What is Electronic Voting?

Today, as I drove to get a Starbucks coffee, NPR did their mid-show news headlines and they mentioned issues with tests of electronic voting machines in Michigan that were done in preparation for the primary on Tuesday. But the story talked about ballots getting jammed in the machines, which made me realize that they were talking about issues with both DREs and electronic tabulators for optical scan ballots.

The media has a tendency to confligrate these two technologies–and even mention electronic poll books as “electronic voting.” (Mike and I found this in our research for our book on electronic voting that will come out next year from Princeton University Press). Everything with power running through it is often called electronic voting, even though there are very different issues associated with these different technologies.

In Michigan, the testing of the equipment has shown problems, which is why both pre-election testing and post-election auditing are so important. This Associated Press article details the different problems that have arisen.

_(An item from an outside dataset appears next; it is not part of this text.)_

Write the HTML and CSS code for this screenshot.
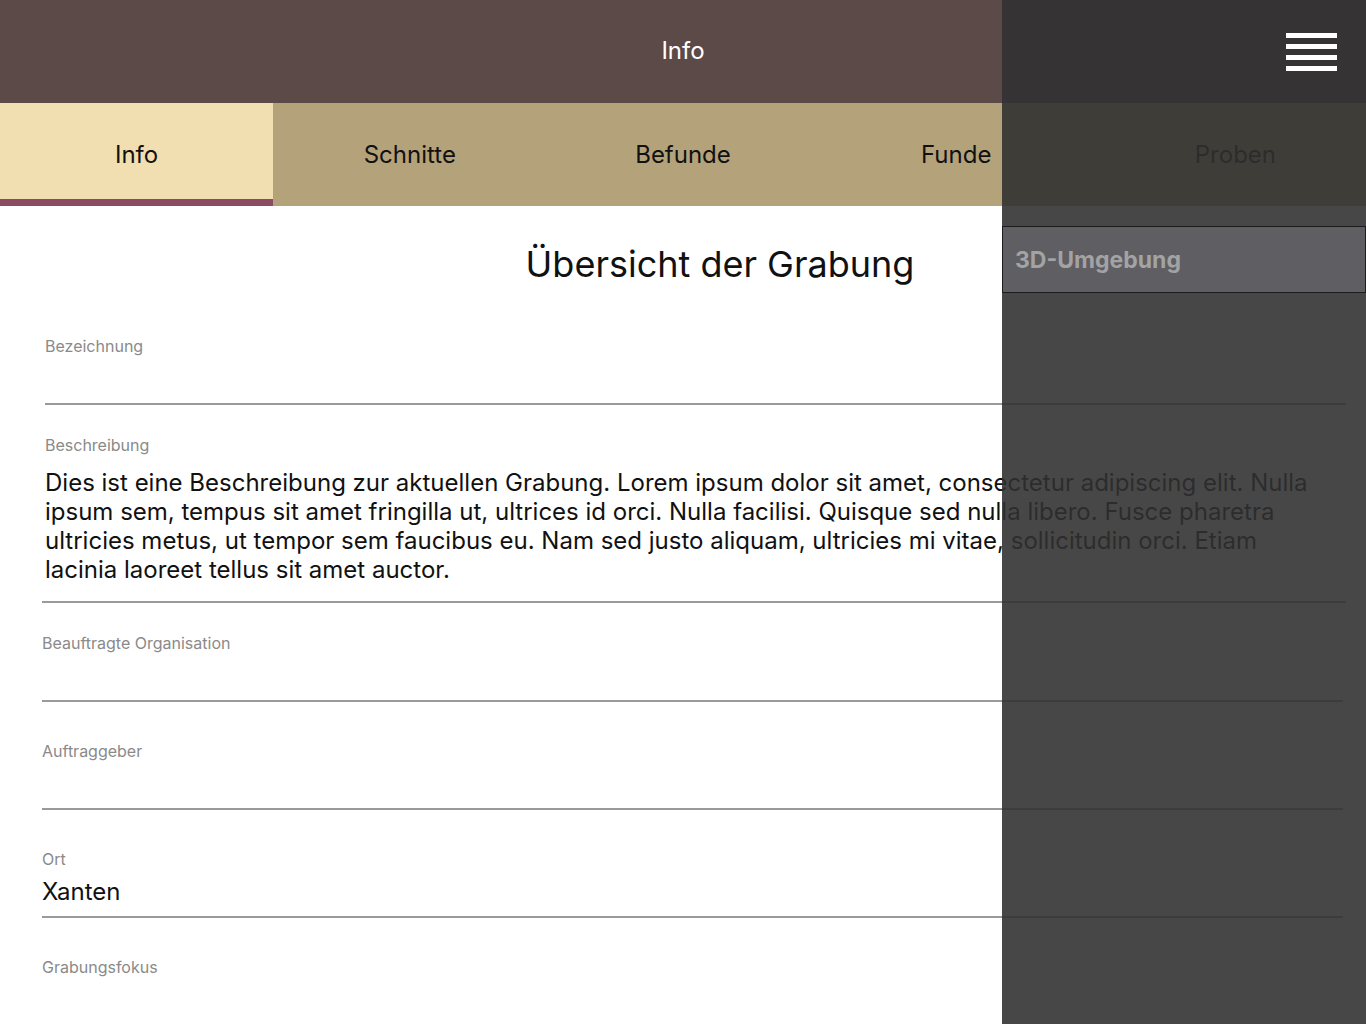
FILE: index.html
```html
<!DOCTYPE html>
<html lang="de">
<head>
<meta charset="utf-8">
<title>Info</title>
<link rel="stylesheet" href="styles.css">
</head>
<body>
<div class="app">
  <header class="topbar">
    <h1 class="topbar-title">Info</h1>
  </header>
  <nav class="tabs">
    <div class="tab tab--active">Info</div>
    <div class="tab">Schnitte</div>
    <div class="tab">Befunde</div>
    <div class="tab">Funde</div>
    <div class="tab tab--last">Proben</div>
  </nav>
  <main class="content">
    <h2 class="page-title">Übersicht der Grabung</h2>
    <div class="field field--first">
      <div class="label">Bezeichnung</div>
      <div class="value"></div>
    </div>
    <div class="field field--desc">
      <div class="label">Beschreibung</div>
      <div class="value value--multi">Dies ist eine Beschreibung zur aktuellen Grabung. Lorem ipsum dolor sit amet, consectetur adipiscing elit. Nulla ipsum sem, tempus sit amet fringilla ut, ultrices id orci. Nulla facilisi. Quisque sed nulla libero. Fusce pharetra ultricies metus, ut tempor sem faucibus eu. Nam sed justo aliquam, ultricies mi vitae, sollicitudin orci. Etiam lacinia laoreet tellus sit amet auctor.</div>
    </div>
    <div class="field field--alt field--close">
      <div class="label">Beauftragte Organisation</div>
      <div class="value"></div>
    </div>
    <div class="field field--alt">
      <div class="label">Auftraggeber</div>
      <div class="value"></div>
    </div>
    <div class="field field--alt">
      <div class="label">Ort</div>
      <div class="value">Xanten</div>
    </div>
    <div class="field field--alt">
      <div class="label">Grabungsfokus</div>
      <div class="value"></div>
    </div>
  </main>
</div>
<aside class="drawer">
  <div class="drawer-head">
    <svg class="burger" width="51" height="39" viewBox="0 0 51 39" aria-hidden="true">
      <rect x="0" y="0" width="51" height="5" fill="#ffffff"/>
      <rect x="0" y="11" width="51" height="5" fill="#ffffff"/>
      <rect x="0" y="22" width="51" height="5" fill="#ffffff"/>
      <rect x="0" y="33" width="51" height="5" fill="#ffffff"/>
    </svg>
  </div>
  <div class="drawer-spacer"></div>
  <div class="drawer-item">3D-Umgebung</div>
</aside>
</body>
</html>
```
FILE: styles.css
```css
html, body {
  margin: 0;
  padding: 0;
}
body {
  font-family: Inter, "Noto Sans", sans-serif;
  background: #ffffff;
  color: #111111;
  height: 1024px;
  overflow: hidden;
}
.app {
  display: flex;
  flex-direction: column;
}
.topbar {
  height: 103px;
  background: #5b4a47;
  display: flex;
  align-items: center;
  justify-content: center;
}
.topbar-title {
  margin: 0;
  font-size: 24px;
  font-weight: 400;
  color: #ffffff;
  line-height: 1;
  padding-bottom: 2px;
}
.tabs {
  display: grid;
  grid-template-columns: repeat(5, 1fr);
  height: 103px;
  background: #b4a27b;
}
.tab {
  display: flex;
  align-items: center;
  justify-content: center;
  font-size: 24px;
  color: #111111;
}
.tab--last {
  padding-left: 12px;
}
.tab--active {
  background: #f1dfb1;
  box-shadow: inset 0 -7px 0 #8b4c63;
}
.content {
  display: flex;
  flex-direction: column;
}
.page-title {
  margin: 36px 0 0 0;
  padding-left: 74px;
  text-align: center;
  font-size: 36px;
  font-weight: 400;
  line-height: 44px;
  color: #111111;
}
.field {
  margin: 31px 20px 0 45px;
  border-bottom: 2px solid #9a9a9a;
}
.field--first {
  margin-top: 51px;
}
.field--desc {
  margin-top: 31px;
  margin-left: 42px;
}
.field--desc .label,
.field--desc .value {
  padding-left: 3px;
}
.field--alt {
  margin: 40px 23px 0 42px;
}
.field--close {
  margin-top: 31px;
}
.label {
  font-size: 16px;
  line-height: 18px;
  color: #8a8a8a;
}
.value {
  font-size: 24px;
  line-height: 29px;
  color: #111111;
  min-height: 29px;
  padding: 9px 0 10px 0;
}
.value--multi {
  padding-top: 14px;
  padding-bottom: 17px;
  padding-right: 22px;
}
.drawer {
  position: fixed;
  top: 0;
  right: 0;
  width: 364px;
  height: 100%;
  background: rgba(48, 48, 48, 0.89);
  display: flex;
  flex-direction: column;
}
.drawer-head {
  height: 103px;
  display: flex;
  align-items: center;
  justify-content: flex-end;
  padding-right: 29px;
}
.burger {
  display: block;
  margin-top: 1px;
}
.drawer-spacer {
  height: 123px;
}
.drawer-item {
  height: 65px;
  border: 1px solid #1c1c1c;
  background: #5f5e63;
  color: #a3a3a3;
  font-size: 23px;
  font-weight: 700;
  display: flex;
  align-items: center;
  padding-left: 12px;
}
```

New touch-screen voting machines to help disabled people are failing in test runs ahead of next week’s primary, Ingham County’s top election official said Thursday. Clerk Mike Bryanton said the faulty equipment — which can be used by all voters — could cause longer lines during Tuesday’s primary. But he stressed all ballots would be counted by hand if there are problems. [Note: Michigan has a VVPAT requirement so they can count the VVPATs.]

On Tuesday, voters in each of Michigan’s 5,216 precincts will be using an optical-scan ballot system, marking a standard ballot and then feeding it into an electronic tabulator. All polling sites will have new equipment for the disabled so they can vote in privacy without assistance….Bryanton warned of problems because humidity has swollen up test ballots, which then haven’t fit into the optical-scan tabulators. He also complained that Election Systems & Software, which the state paid $34 million for 4,300 of the touch-screen machines, has provided little training.

I would point out, by the way, that humidity is a problem nationally with paper ballots.

It would be helpful if the media could be clearer what they are referring to when they discuss electronic voting though.